**Dataset extract**.
· · · · · · ·

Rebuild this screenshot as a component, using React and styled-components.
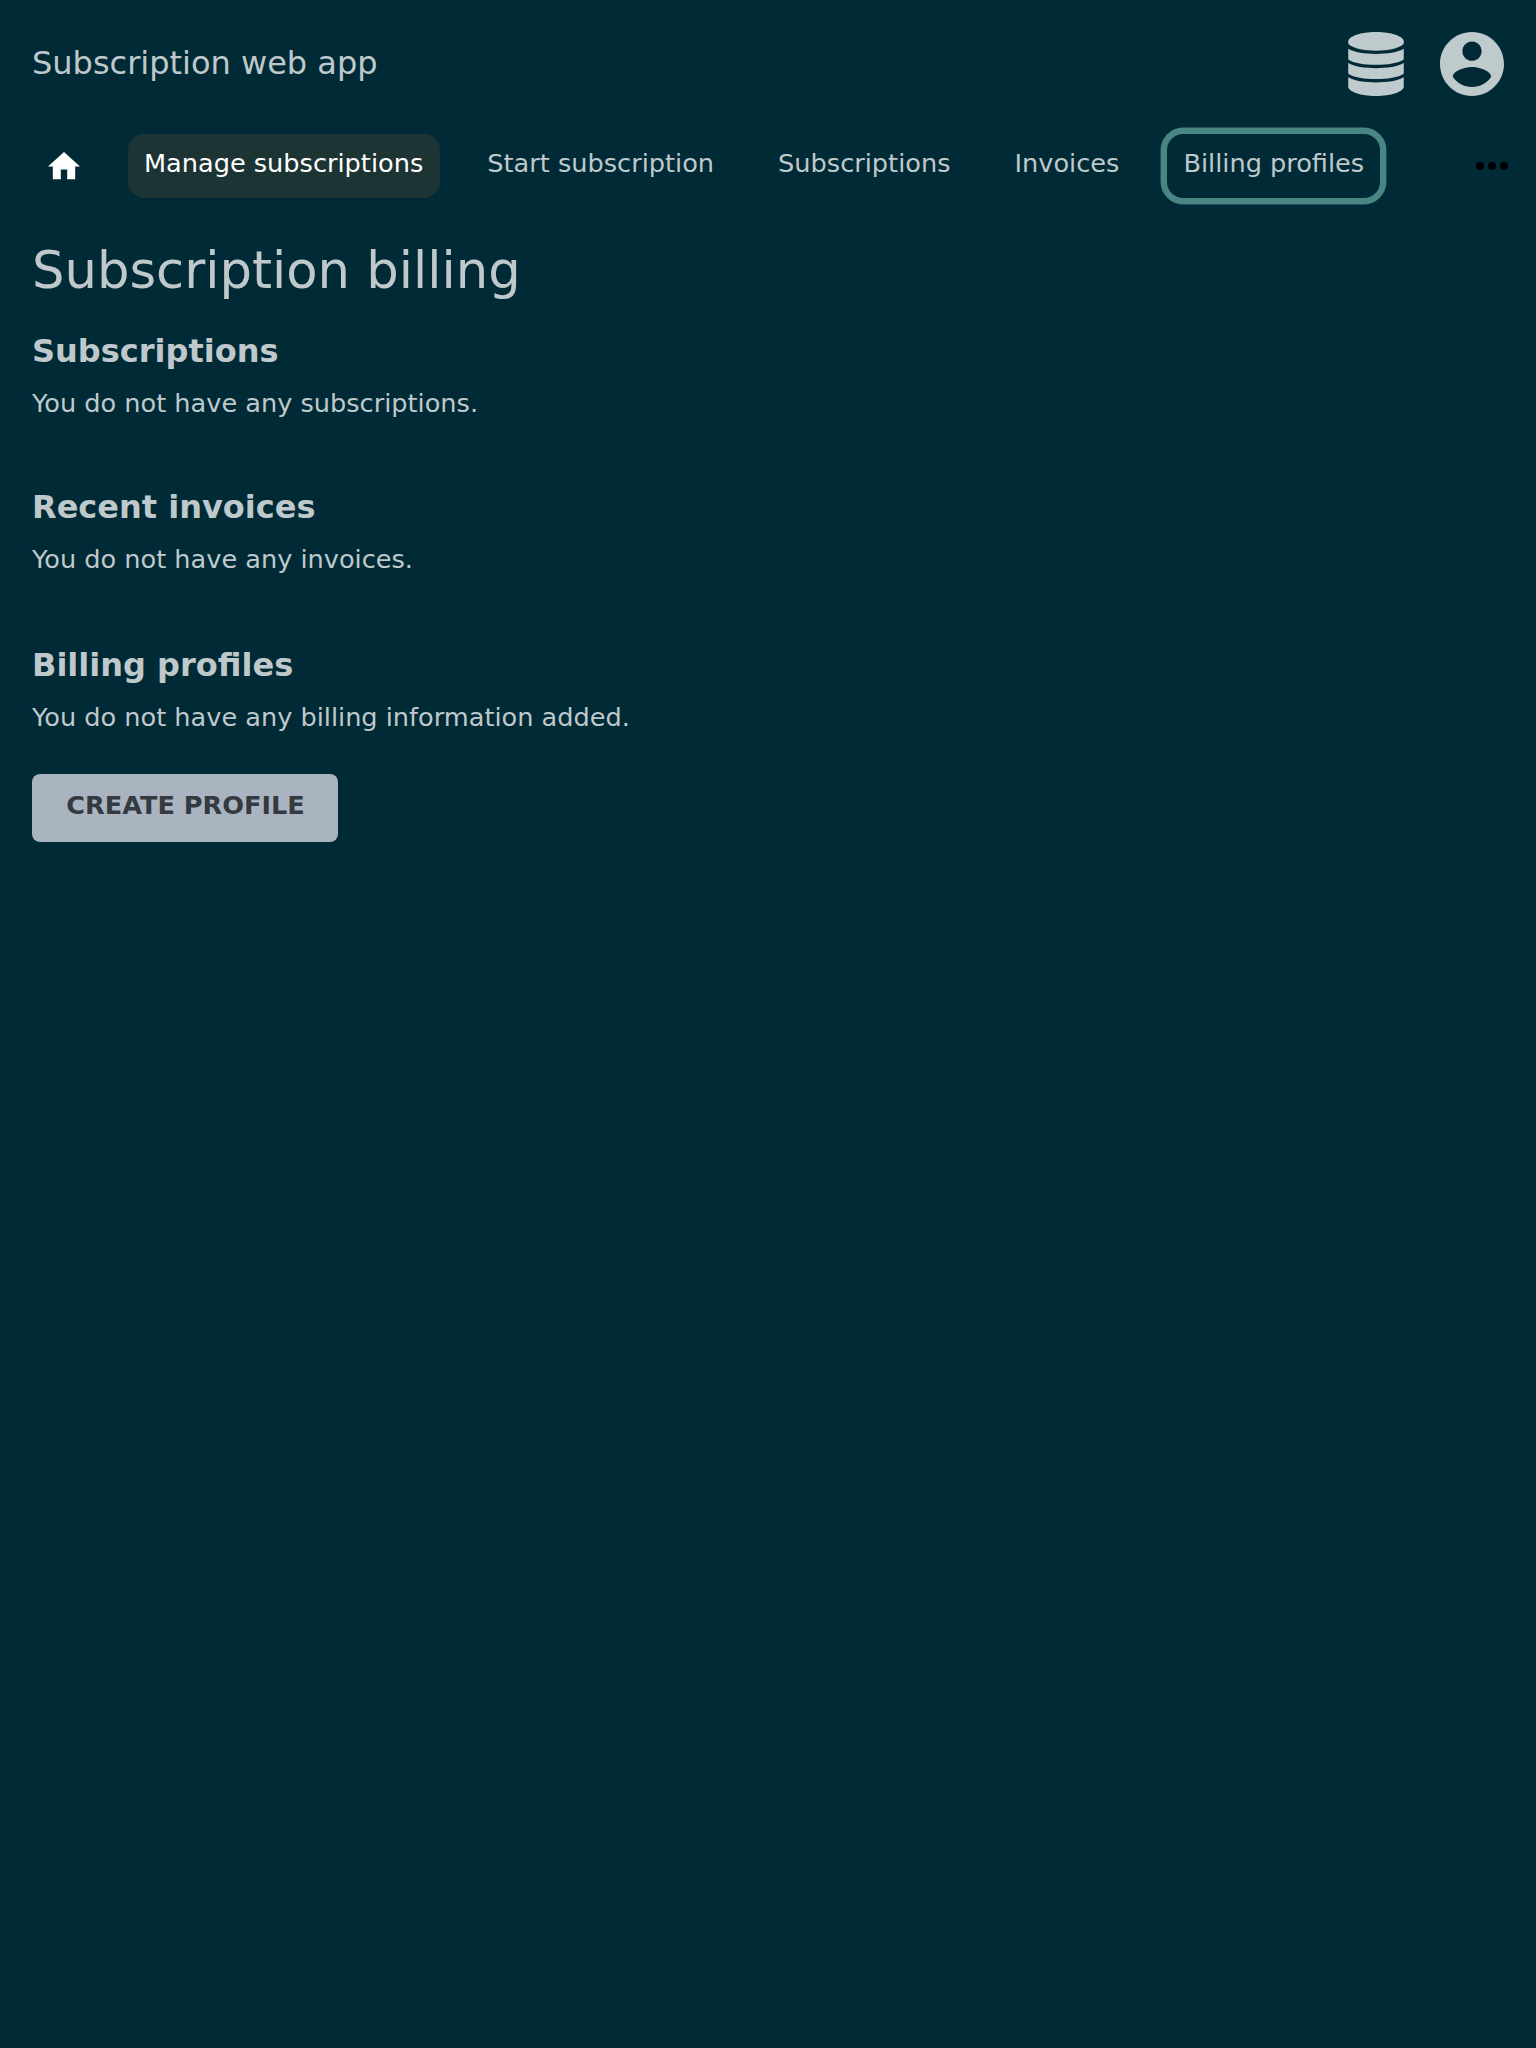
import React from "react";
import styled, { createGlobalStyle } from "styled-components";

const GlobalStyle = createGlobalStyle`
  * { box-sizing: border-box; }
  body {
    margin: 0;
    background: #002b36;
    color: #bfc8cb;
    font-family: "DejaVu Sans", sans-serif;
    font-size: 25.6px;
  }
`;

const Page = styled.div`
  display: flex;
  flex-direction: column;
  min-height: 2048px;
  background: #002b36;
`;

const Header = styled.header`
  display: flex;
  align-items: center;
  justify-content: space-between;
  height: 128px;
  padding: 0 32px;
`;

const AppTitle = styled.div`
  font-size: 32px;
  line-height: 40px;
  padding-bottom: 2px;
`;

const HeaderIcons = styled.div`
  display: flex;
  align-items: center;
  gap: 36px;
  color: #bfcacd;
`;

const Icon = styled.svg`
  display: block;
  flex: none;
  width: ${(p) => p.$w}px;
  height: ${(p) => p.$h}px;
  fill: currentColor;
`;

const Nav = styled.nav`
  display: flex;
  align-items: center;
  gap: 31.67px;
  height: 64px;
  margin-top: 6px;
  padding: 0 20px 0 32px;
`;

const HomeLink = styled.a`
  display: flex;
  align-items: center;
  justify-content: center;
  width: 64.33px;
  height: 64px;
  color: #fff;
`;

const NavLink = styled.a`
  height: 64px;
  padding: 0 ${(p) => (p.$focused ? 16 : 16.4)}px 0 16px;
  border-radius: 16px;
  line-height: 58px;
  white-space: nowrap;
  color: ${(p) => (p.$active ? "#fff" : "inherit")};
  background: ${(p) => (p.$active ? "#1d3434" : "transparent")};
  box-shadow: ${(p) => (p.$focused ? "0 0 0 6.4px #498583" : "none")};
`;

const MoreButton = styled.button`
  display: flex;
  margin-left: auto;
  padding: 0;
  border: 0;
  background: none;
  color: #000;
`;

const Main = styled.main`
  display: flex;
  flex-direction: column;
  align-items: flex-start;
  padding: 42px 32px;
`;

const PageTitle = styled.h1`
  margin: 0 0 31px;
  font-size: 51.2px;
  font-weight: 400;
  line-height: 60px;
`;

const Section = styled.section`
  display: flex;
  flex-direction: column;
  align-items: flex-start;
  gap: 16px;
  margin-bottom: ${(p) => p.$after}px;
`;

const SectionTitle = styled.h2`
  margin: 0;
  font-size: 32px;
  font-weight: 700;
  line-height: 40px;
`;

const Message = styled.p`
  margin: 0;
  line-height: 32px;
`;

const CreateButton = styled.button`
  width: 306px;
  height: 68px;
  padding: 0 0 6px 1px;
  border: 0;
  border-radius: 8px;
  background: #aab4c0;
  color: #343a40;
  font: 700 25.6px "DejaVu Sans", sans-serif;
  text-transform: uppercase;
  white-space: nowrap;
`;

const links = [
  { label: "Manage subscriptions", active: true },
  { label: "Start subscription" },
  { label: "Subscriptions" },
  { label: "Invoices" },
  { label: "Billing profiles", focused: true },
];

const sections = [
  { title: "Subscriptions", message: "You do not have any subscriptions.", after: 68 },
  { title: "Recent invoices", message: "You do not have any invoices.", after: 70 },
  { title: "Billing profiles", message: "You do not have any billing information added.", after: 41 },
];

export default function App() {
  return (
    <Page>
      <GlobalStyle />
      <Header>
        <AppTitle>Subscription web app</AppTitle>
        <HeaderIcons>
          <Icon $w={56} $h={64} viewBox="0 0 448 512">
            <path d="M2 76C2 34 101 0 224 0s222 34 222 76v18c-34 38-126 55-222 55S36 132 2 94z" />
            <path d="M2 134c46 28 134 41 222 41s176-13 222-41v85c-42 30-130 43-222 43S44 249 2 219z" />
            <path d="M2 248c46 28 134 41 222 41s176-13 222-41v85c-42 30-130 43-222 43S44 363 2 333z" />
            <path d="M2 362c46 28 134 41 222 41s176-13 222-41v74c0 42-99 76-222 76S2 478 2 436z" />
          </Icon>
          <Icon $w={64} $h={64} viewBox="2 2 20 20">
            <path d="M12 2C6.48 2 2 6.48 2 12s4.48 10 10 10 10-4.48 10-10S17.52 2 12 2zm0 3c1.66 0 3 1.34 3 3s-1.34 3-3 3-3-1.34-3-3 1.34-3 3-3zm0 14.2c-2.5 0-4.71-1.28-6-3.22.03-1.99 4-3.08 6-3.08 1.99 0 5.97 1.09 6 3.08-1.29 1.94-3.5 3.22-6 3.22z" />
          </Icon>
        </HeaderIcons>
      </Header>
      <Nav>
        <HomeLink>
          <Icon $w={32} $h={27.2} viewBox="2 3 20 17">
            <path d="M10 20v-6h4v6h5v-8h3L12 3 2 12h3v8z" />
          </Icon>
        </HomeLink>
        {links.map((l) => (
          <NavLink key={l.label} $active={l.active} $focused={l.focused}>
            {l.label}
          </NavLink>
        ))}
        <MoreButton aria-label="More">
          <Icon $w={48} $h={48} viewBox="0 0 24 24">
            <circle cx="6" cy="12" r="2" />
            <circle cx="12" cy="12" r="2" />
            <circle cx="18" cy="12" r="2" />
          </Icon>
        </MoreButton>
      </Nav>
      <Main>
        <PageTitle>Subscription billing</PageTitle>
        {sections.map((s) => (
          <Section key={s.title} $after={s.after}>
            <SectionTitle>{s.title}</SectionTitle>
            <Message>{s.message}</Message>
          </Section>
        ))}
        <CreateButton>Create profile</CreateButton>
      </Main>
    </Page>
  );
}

· · · · · · ·

**Aim of the task**. Produce an exact copy of each line of data, skipping embedded images.

**Finished exercise**.
Rebuild this screenshot as a component, using React and styled-components.
import React from "react";
import styled, { createGlobalStyle } from "styled-components";

const GlobalStyle = createGlobalStyle`
  * { box-sizing: border-box; }
  body {
    margin: 0;
    background: #002b36;
    color: #bfc8cb;
    font-family: "DejaVu Sans", sans-serif;
    font-size: 25.6px;
  }
`;

const Page = styled.div`
  display: flex;
  flex-direction: column;
  min-height: 2048px;
  background: #002b36;
`;

const Header = styled.header`
  display: flex;
  align-items: center;
  justify-content: space-between;
  height: 128px;
  padding: 0 32px;
`;

const AppTitle = styled.div`
  font-size: 32px;
  line-height: 40px;
  padding-bottom: 2px;
`;

const HeaderIcons = styled.div`
  display: flex;
  align-items: center;
  gap: 36px;
  color: #bfcacd;
`;

const Icon = styled.svg`
  display: block;
  flex: none;
  width: ${(p) => p.$w}px;
  height: ${(p) => p.$h}px;
  fill: currentColor;
`;

const Nav = styled.nav`
  display: flex;
  align-items: center;
  gap: 31.67px;
  height: 64px;
  margin-top: 6px;
  padding: 0 20px 0 32px;
`;

const HomeLink = styled.a`
  display: flex;
  align-items: center;
  justify-content: center;
  width: 64.33px;
  height: 64px;
  color: #fff;
`;

const NavLink = styled.a`
  height: 64px;
  padding: 0 ${(p) => (p.$focused ? 16 : 16.4)}px 0 16px;
  border-radius: 16px;
  line-height: 58px;
  white-space: nowrap;
  color: ${(p) => (p.$active ? "#fff" : "inherit")};
  background: ${(p) => (p.$active ? "#1d3434" : "transparent")};
  box-shadow: ${(p) => (p.$focused ? "0 0 0 6.4px #498583" : "none")};
`;

const MoreButton = styled.button`
  display: flex;
  margin-left: auto;
  padding: 0;
  border: 0;
  background: none;
  color: #000;
`;

const Main = styled.main`
  display: flex;
  flex-direction: column;
  align-items: flex-start;
  padding: 42px 32px;
`;

const PageTitle = styled.h1`
  margin: 0 0 31px;
  font-size: 51.2px;
  font-weight: 400;
  line-height: 60px;
`;

const Section = styled.section`
  display: flex;
  flex-direction: column;
  align-items: flex-start;
  gap: 16px;
  margin-bottom: ${(p) => p.$after}px;
`;

const SectionTitle = styled.h2`
  margin: 0;
  font-size: 32px;
  font-weight: 700;
  line-height: 40px;
`;

const Message = styled.p`
  margin: 0;
  line-height: 32px;
`;

const CreateButton = styled.button`
  width: 306px;
  height: 68px;
  padding: 0 0 6px 1px;
  border: 0;
  border-radius: 8px;
  background: #aab4c0;
  color: #343a40;
  font: 700 25.6px "DejaVu Sans", sans-serif;
  text-transform: uppercase;
  white-space: nowrap;
`;

const links = [
  { label: "Manage subscriptions", active: true },
  { label: "Start subscription" },
  { label: "Subscriptions" },
  { label: "Invoices" },
  { label: "Billing profiles", focused: true },
];

const sections = [
  { title: "Subscriptions", message: "You do not have any subscriptions.", after: 68 },
  { title: "Recent invoices", message: "You do not have any invoices.", after: 70 },
  { title: "Billing profiles", message: "You do not have any billing information added.", after: 41 },
];

export default function App() {
  return (
    <Page>
      <GlobalStyle />
      <Header>
        <AppTitle>Subscription web app</AppTitle>
        <HeaderIcons>
          <Icon $w={56} $h={64} viewBox="0 0 448 512">
            <path d="M2 76C2 34 101 0 224 0s222 34 222 76v18c-34 38-126 55-222 55S36 132 2 94z" />
            <path d="M2 134c46 28 134 41 222 41s176-13 222-41v85c-42 30-130 43-222 43S44 249 2 219z" />
            <path d="M2 248c46 28 134 41 222 41s176-13 222-41v85c-42 30-130 43-222 43S44 363 2 333z" />
            <path d="M2 362c46 28 134 41 222 41s176-13 222-41v74c0 42-99 76-222 76S2 478 2 436z" />
          </Icon>
          <Icon $w={64} $h={64} viewBox="2 2 20 20">
            <path d="M12 2C6.48 2 2 6.48 2 12s4.48 10 10 10 10-4.48 10-10S17.52 2 12 2zm0 3c1.66 0 3 1.34 3 3s-1.34 3-3 3-3-1.34-3-3 1.34-3 3-3zm0 14.2c-2.5 0-4.71-1.28-6-3.22.03-1.99 4-3.08 6-3.08 1.99 0 5.97 1.09 6 3.08-1.29 1.94-3.5 3.22-6 3.22z" />
          </Icon>
        </HeaderIcons>
      </Header>
      <Nav>
        <HomeLink>
          <Icon $w={32} $h={27.2} viewBox="2 3 20 17">
            <path d="M10 20v-6h4v6h5v-8h3L12 3 2 12h3v8z" />
          </Icon>
        </HomeLink>
        {links.map((l) => (
          <NavLink key={l.label} $active={l.active} $focused={l.focused}>
            {l.label}
          </NavLink>
        ))}
        <MoreButton aria-label="More">
          <Icon $w={48} $h={48} viewBox="0 0 24 24">
            <circle cx="6" cy="12" r="2" />
            <circle cx="12" cy="12" r="2" />
            <circle cx="18" cy="12" r="2" />
          </Icon>
        </MoreButton>
      </Nav>
      <Main>
        <PageTitle>Subscription billing</PageTitle>
        {sections.map((s) => (
          <Section key={s.title} $after={s.after}>
            <SectionTitle>{s.title}</SectionTitle>
            <Message>{s.message}</Message>
          </Section>
        ))}
        <CreateButton>Create profile</CreateButton>
      </Main>
    </Page>
  );
}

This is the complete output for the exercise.